Thanks again for taking the time to engage and share your perspective.

gus_massa•1w ago
> What we’ve been more cautious about sharing at this stage are the manufacturing and process details, since the project is still in its early phase. I understand that this can sometimes come across as being less transparent, and that’s a fair concern.

It's not necessary to tell all the details, everyone has a secret sauce. Also some details are boring. Other details change too much.

> One example that genuinely surprised us during testing was that laser engraving caused slight deformation, which affected how smoothly the ring could spin. Because of that, we decided to move to a different engraving method to preserve performance.

That's very interesting! Ensure to add it. Can you rectify the ring after the laser engraving? Is the engraving customized and it is the last step?

spinity•1w ago
Publicly available 3D structural diagrams: https://spinity.co/3d.gif Demonstration video:https://www.reddit.com/r/fidgettoys/comments/1oxa574/just_fi...

We originally planned to use electro-etching to put the Spinity logo on every ring by default. In hindsight, that wasn’t a great idea for a brand that’s just being born.

One user even joked that when the ring spins, “spinity” sometimes reads like “stupid” — which was a very fair reminder that branding should earn its place, not demand it.

So we took the community’s advice and removed the default logo entirely. The outer surface is now intentionally left blank, which also aligns better with our minimalist design philosophy. Engraving is only done when someone explicitly requests customization.

That’s why, process-wise, engraving is always the very last step. If something goes wrong there, the part becomes scrap — which is painful, but it’s the only way we’ve found to preserve predictable spin performance in such a thin system.

In the public demo images, we also deliberately hide what we consider our main structural innovation: the internal ball-loading port on the inner ring.

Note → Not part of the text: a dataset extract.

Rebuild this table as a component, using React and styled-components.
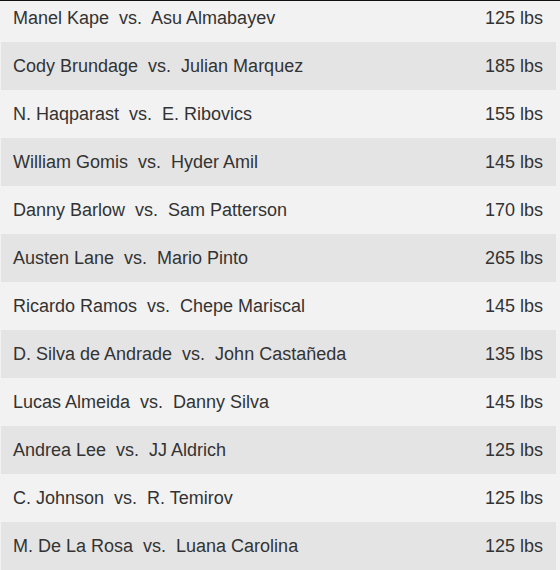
import React from "react"
import styled, { createGlobalStyle } from "styled-components"

const GlobalStyle = createGlobalStyle`
  html, body {
    margin: 0;
    padding: 0;
    background: #f2f2f2;
    overflow: hidden;
  }
`

const Page = styled.div`
  width: 560px;
  height: 570px;
  overflow: hidden;
  border-top: 1px solid #111;
  box-sizing: border-box;
  background: #f2f2f2;
  font-family: "Liberation Sans", Arial, sans-serif;
`

const Table = styled.div`
  width: 555px;
  margin: -7px 0 0 1px;
  display: flex;
  flex-direction: column;
`

const Row = styled.div`
  height: 48px;
  display: flex;
  align-items: center;
  justify-content: space-between;
  padding: 0 13px 0 12px;
  box-sizing: border-box;
  background: ${props => (props.shaded ? "#e4e4e4" : "#f2f2f2")};
  color: #333;
  font-size: 18px;
`

const Matchup = styled.span`
  white-space: pre;
`

const Weight = styled.span`
  white-space: nowrap;
`

const fights = [
  ["Manel Kape", "Asu Almabayev", 125],
  ["Cody Brundage", "Julian Marquez", 185],
  ["N. Haqparast", "E. Ribovics", 155],
  ["William Gomis", "Hyder Amil", 145],
  ["Danny Barlow", "Sam Patterson", 170],
  ["Austen Lane", "Mario Pinto", 265],
  ["Ricardo Ramos", "Chepe Mariscal", 145],
  ["D. Silva de Andrade", "John Castañeda", 135],
  ["Lucas Almeida", "Danny Silva", 145],
  ["Andrea Lee", "JJ Aldrich", 125],
  ["C. Johnson", "R. Temirov", 125],
  ["M. De La Rosa", "Luana Carolina", 125],
]

const App = () => (
  <>
    <GlobalStyle />
    <Page>
      <Table>
        {fights.map(([a, b, w], i) => (
          <Row key={a} shaded={i % 2 === 1}>
            <Matchup>{`${a}  vs.  ${b}`}</Matchup>
            <Weight>{w} lbs</Weight>
          </Row>
        ))}
      </Table>
    </Page>
  </>
)

export default App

The opening is just slightly larger than the bearing balls (around 1.3 mm), and that detail is what allows us to compress the total ring thickness down to about 2 mm.

One of my favorite moments was a user telling us they had tried to 3D-print a bearing ring themselves and couldn’t get it to work — which makes sense. At this scale, additive manufacturing just doesn’t hit the tolerances needed for consistent motion.

Thanks for pushing me to be more open. I’m still learning how to balance protecting early-stage process details with showing genuine respect for a technically-minded community like HN.